* WHAT YOU HAVE TO DO: Without the pictures, return all of the material exactly as written.

* GIVEN INFORMATION:
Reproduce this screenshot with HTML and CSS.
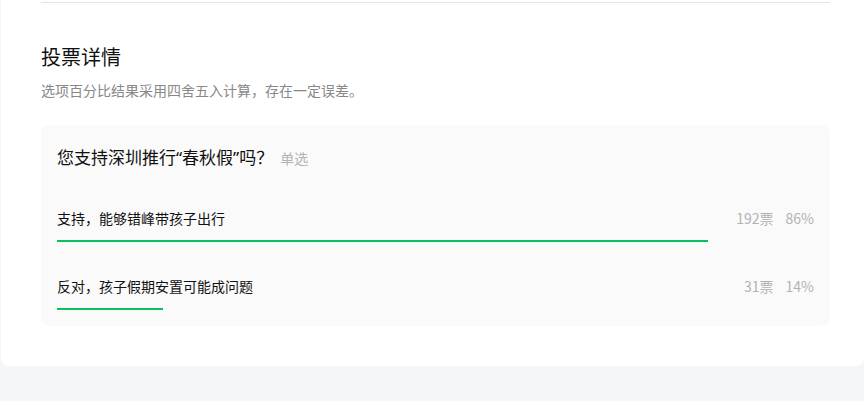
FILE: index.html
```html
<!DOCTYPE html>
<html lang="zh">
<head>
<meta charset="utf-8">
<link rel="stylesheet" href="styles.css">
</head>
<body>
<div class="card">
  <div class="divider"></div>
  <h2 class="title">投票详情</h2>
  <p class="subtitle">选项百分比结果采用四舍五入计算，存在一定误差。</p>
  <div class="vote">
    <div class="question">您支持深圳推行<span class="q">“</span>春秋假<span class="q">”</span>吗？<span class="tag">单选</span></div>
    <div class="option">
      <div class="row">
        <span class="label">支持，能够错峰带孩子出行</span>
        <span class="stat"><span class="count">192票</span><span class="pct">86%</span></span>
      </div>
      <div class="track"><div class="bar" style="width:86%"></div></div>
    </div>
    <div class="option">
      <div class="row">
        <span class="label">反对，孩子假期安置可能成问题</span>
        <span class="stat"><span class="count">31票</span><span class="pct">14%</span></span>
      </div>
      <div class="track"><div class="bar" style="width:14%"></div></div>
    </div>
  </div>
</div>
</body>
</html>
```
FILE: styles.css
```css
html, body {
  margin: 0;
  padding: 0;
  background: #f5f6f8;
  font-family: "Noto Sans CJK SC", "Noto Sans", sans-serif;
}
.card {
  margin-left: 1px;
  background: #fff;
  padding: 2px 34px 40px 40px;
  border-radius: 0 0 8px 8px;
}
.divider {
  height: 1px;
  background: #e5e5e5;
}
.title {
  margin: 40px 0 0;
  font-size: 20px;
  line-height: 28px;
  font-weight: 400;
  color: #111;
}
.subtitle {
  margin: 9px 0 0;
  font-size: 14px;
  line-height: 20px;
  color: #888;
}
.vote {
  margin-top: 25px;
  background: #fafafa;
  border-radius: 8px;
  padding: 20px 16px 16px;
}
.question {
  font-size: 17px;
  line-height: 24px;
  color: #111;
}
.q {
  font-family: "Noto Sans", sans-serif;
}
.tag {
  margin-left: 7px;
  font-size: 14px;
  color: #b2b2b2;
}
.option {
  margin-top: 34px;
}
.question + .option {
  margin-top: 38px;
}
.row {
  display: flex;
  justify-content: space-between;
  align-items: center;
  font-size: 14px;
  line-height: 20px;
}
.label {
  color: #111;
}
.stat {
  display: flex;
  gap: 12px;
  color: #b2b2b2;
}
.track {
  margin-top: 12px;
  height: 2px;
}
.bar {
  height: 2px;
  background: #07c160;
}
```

* COMPLETE OUTPUT:
Reproduce this screenshot with HTML and CSS.
FILE: index.html
```html
<!DOCTYPE html>
<html lang="zh">
<head>
<meta charset="utf-8">
<link rel="stylesheet" href="styles.css">
</head>
<body>
<div class="card">
  <div class="divider"></div>
  <h2 class="title">投票详情</h2>
  <p class="subtitle">选项百分比结果采用四舍五入计算，存在一定误差。</p>
  <div class="vote">
    <div class="question">您支持深圳推行<span class="q">“</span>春秋假<span class="q">”</span>吗？<span class="tag">单选</span></div>
    <div class="option">
      <div class="row">
        <span class="label">支持，能够错峰带孩子出行</span>
        <span class="stat"><span class="count">192票</span><span class="pct">86%</span></span>
      </div>
      <div class="track"><div class="bar" style="width:86%"></div></div>
    </div>
    <div class="option">
      <div class="row">
        <span class="label">反对，孩子假期安置可能成问题</span>
        <span class="stat"><span class="count">31票</span><span class="pct">14%</span></span>
      </div>
      <div class="track"><div class="bar" style="width:14%"></div></div>
    </div>
  </div>
</div>
</body>
</html>
```
FILE: styles.css
```css
html, body {
  margin: 0;
  padding: 0;
  background: #f5f6f8;
  font-family: "Noto Sans CJK SC", "Noto Sans", sans-serif;
}
.card {
  margin-left: 1px;
  background: #fff;
  padding: 2px 34px 40px 40px;
  border-radius: 0 0 8px 8px;
}
.divider {
  height: 1px;
  background: #e5e5e5;
}
.title {
  margin: 40px 0 0;
  font-size: 20px;
  line-height: 28px;
  font-weight: 400;
  color: #111;
}
.subtitle {
  margin: 9px 0 0;
  font-size: 14px;
  line-height: 20px;
  color: #888;
}
.vote {
  margin-top: 25px;
  background: #fafafa;
  border-radius: 8px;
  padding: 20px 16px 16px;
}
.question {
  font-size: 17px;
  line-height: 24px;
  color: #111;
}
.q {
  font-family: "Noto Sans", sans-serif;
}
.tag {
  margin-left: 7px;
  font-size: 14px;
  color: #b2b2b2;
}
.option {
  margin-top: 34px;
}
.question + .option {
  margin-top: 38px;
}
.row {
  display: flex;
  justify-content: space-between;
  align-items: center;
  font-size: 14px;
  line-height: 20px;
}
.label {
  color: #111;
}
.stat {
  display: flex;
  gap: 12px;
  color: #b2b2b2;
}
.track {
  margin-top: 12px;
  height: 2px;
}
.bar {
  height: 2px;
  background: #07c160;
}
```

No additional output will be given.